▶ _Exercise goal_
Line by line, repeat the data below exactly, beginning at the first line and ending at the line with "const Pipe = ()". Omit pictures.
[Start of Supplied records]
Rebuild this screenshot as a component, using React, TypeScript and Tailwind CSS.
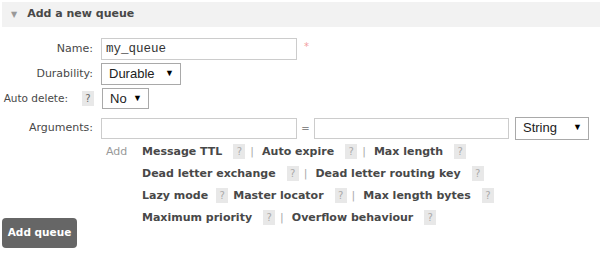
import type { ReactNode } from "react";

const Help = ({ dark = false }: { dark?: boolean }) => (
  <span
    className={`inline-flex items-center justify-center w-[12px] h-[15px] bg-[#e8e8e8] text-[10px] font-normal ${
      dark ? "text-[#666]" : "text-[#aaa]"
    }`}
  >
    ?
  </span>
);

const Pipe = () => <span className="ml-[5px] mr-[8px] font-normal text-[#aaa]">|</span>;

const Arg = ({ children, gap = "ml-[11px]" }: { children: ReactNode; gap?: string }) => (
  <>
    <span>{children}</span>
    <span className={gap}>
      <Help />
    </span>
  </>
);

const Select = ({ label, width }: { label: string; width: string }) => (
  <div
    className={`${width} h-full flex items-center justify-between pl-[7px] pr-[6px] border border-[#a9a9a9] bg-white text-[13px] text-[#222] font-["Liberation_Sans",Arial,sans-serif]`}
  >
    <span>{label}</span>
    <span className="text-[9px] text-black">▼</span>
  </div>
);

const App = () => {
  return (
    <div className="w-[600px] h-[257px] bg-white pt-[2px] pl-[2px] font-['DejaVu_Sans',Verdana,sans-serif] text-[11px] text-[#484848] overflow-hidden">
      <div className="h-[25px] bg-[#f2f2f2] flex items-center pl-[9px]">
        <span className="text-[8px] text-[#999] mr-[10px]">▼</span>
        <h2 className="font-bold text-[11px] text-[#484848]">Add a new queue</h2>
      </div>

      <div className="mt-[11px]">
        <div className="flex items-center h-[22px]">
          <label className="w-[91px] text-right">Name:</label>
          <div className="ml-[8px] w-[196px] h-full border border-[#ccc] flex items-center pl-[4px] font-['Liberation_Mono','Courier_New',monospace] text-[12.5px] text-[#333]">
            my_queue
          </div>
          <span className="ml-[7px] self-start mt-[1px] text-[10px] text-[#f2a0a0]">*</span>
        </div>

        <div className="flex items-center h-[22px] mt-[3px]">
          <label className="w-[91px] text-right">Durability:</label>
          <div className="ml-[8px] h-full">
            <Select label="Durable" width="w-[80px]" />
          </div>
        </div>

        <div className="flex items-center h-[21px] mt-[3px]">
          <label className="w-[92px] flex items-center justify-end gap-[14px] whitespace-nowrap">
            <span className="text-[10.5px]">Auto delete:</span>
            <Help dark />
          </label>
          <div className="ml-[8px] h-full">
            <Select label="No" width="w-[47px]" />
          </div>
        </div>

        <div className="flex items-center h-[22px] mt-[8px]">
          <label className="w-[91px] text-right">Arguments:</label>
          <div className="ml-[8px] w-[196px] h-[21px] border border-[#ccc]" />
          <span className="w-[17px] text-center text-[10px] text-[#888]">=</span>
          <div className="w-[195px] h-[21px] border border-[#ccc]" />
          <div className="ml-[6px] h-[23px]">
            <Select label="String" width="w-[74px]" />
          </div>
        </div>

        <div className="flex mt-[2px]">
          <span className="ml-[104px] w-[36px] leading-[22px] text-[#999]">Add</span>
          <div className="font-bold text-[#484848]">
            <div className="flex items-center h-[22px]">
              <Arg>Message TTL</Arg>
              <Pipe />
              <Arg>Auto expire</Arg>
              <Pipe />
              <Arg>Max length</Arg>
            </div>
            <div className="flex items-center h-[22px]">
              <Arg>Dead letter exchange</Arg>
              <Pipe />
              <Arg>Dead letter routing key</Arg>
            </div>
            <div className="flex items-center h-[22px]">
              <Arg gap="ml-[8px]">Lazy mode</Arg>
              <span className="w-[5px]" />
              <Arg>Master locator</Arg>
              <Pipe />
              <Arg>Max length bytes</Arg>
            </div>
            <div className="flex items-center h-[22px]">
              <Arg>Maximum priority</Arg>
              <Pipe />
              <Arg>Overflow behaviour</Arg>
            </div>
          </div>
        </div>

        <button className="block mt-[-11px] w-[75px] h-[30px] rounded-[4px] bg-[#666] text-white font-bold text-[10.5px]">
          Add queue
        </button>
      </div>
    </div>
  );
};

export default App;
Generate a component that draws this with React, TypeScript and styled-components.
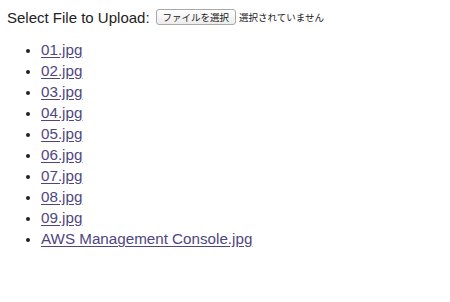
[End of Supplied records]
▶ _Written response_
Rebuild this screenshot as a component, using React, TypeScript and Tailwind CSS.
import type { ReactNode } from "react";

const Help = ({ dark = false }: { dark?: boolean }) => (
  <span
    className={`inline-flex items-center justify-center w-[12px] h-[15px] bg-[#e8e8e8] text-[10px] font-normal ${
      dark ? "text-[#666]" : "text-[#aaa]"
    }`}
  >
    ?
  </span>
);

const Pipe = () => <span className="ml-[5px] mr-[8px] font-normal text-[#aaa]">|</span>;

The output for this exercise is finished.